Aristotle famously contends that every physical object is a compound of matter and form. This doctrine has been dubbed “hylomorphism”, a portmanteau of the Greek words for matter (hulê) and form (eidos or morphê). Highly influential in the development of Medieval philosophy, Aristotle’s hylomorphism has also enjoyed something of a renaissance in contemporary metaphysics.
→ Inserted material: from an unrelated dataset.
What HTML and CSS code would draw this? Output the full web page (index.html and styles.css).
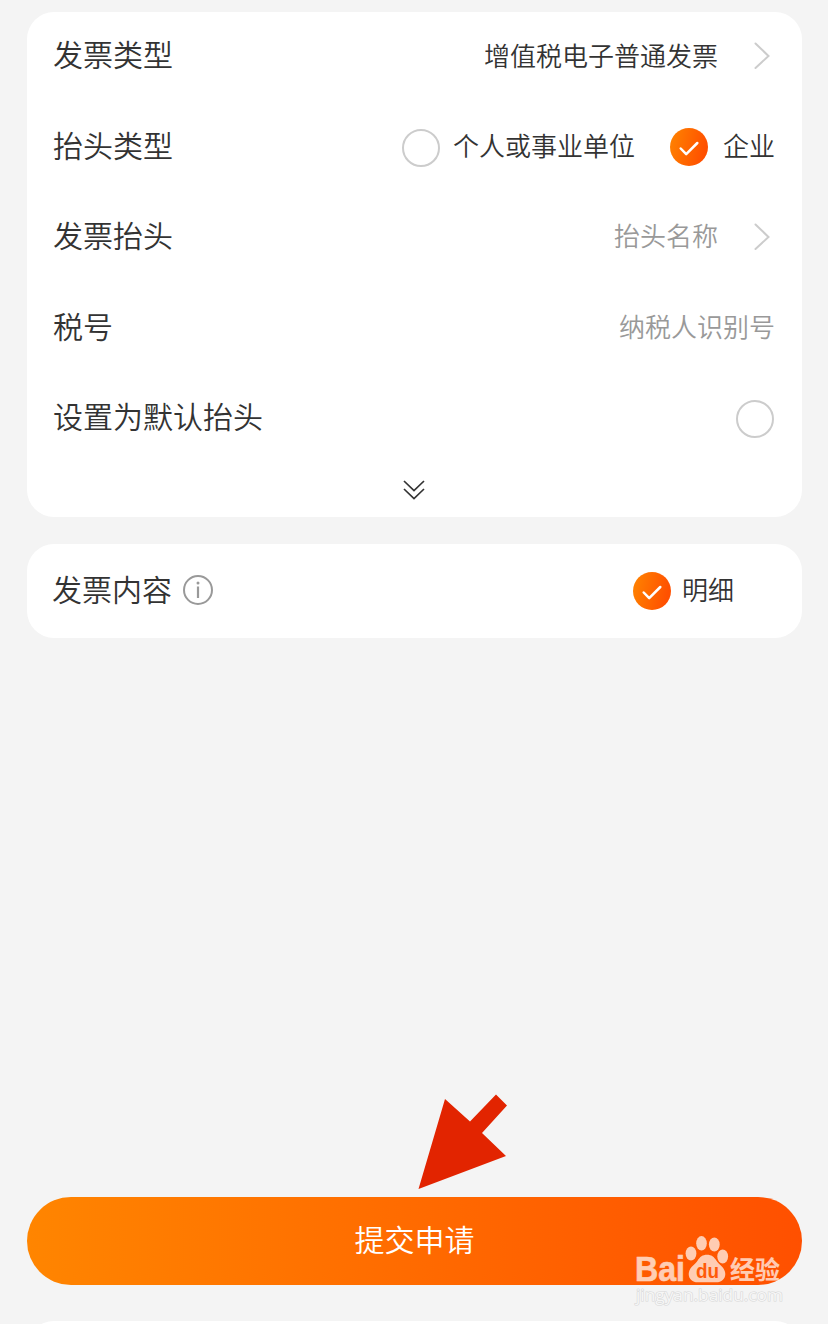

While the basic idea of hylomorphism is easy to grasp, much remains unclear beneath the surface. Aristotle introduces matter and form, in the Physics, to account for changes in the natural world, where he is particularly interested in explaining how substances come into existence even though, as he maintains, there is no generation ex nihilo, that is that nothing comes from nothing. In this connection, he develops a general hylomorphic framework, which he then extends by putting it to work in a variety of contexts. For example, he deploys it in his Metaphysics, where he argues that form is what unifies some matter into a single object, the compound of the two; he appeals to it in his De Anima, by treating soul and body as a special case of form and matter and by analyzing perception as the reception of form without matter; and he suggests in the Politics that a constitution is the form of a polis and the citizens its matter, partly on the grounds that the constitution serves to unify the body politic.
Hylomorphism thus finds a range of applications across Aristotle’s corpus. This entry focuses on its genesis and development in the Physics and Metaphysics, in order to characterize and assess its fundamental features and core commitments. There is in any case already a considerable controversy at this basic level about what Aristotle means by matter and form: what precisely they are, how they are related to one another, how Aristotle intends to marshal arguments in support of them, and how best to deal with reasonable objections to their metaphysical consequences.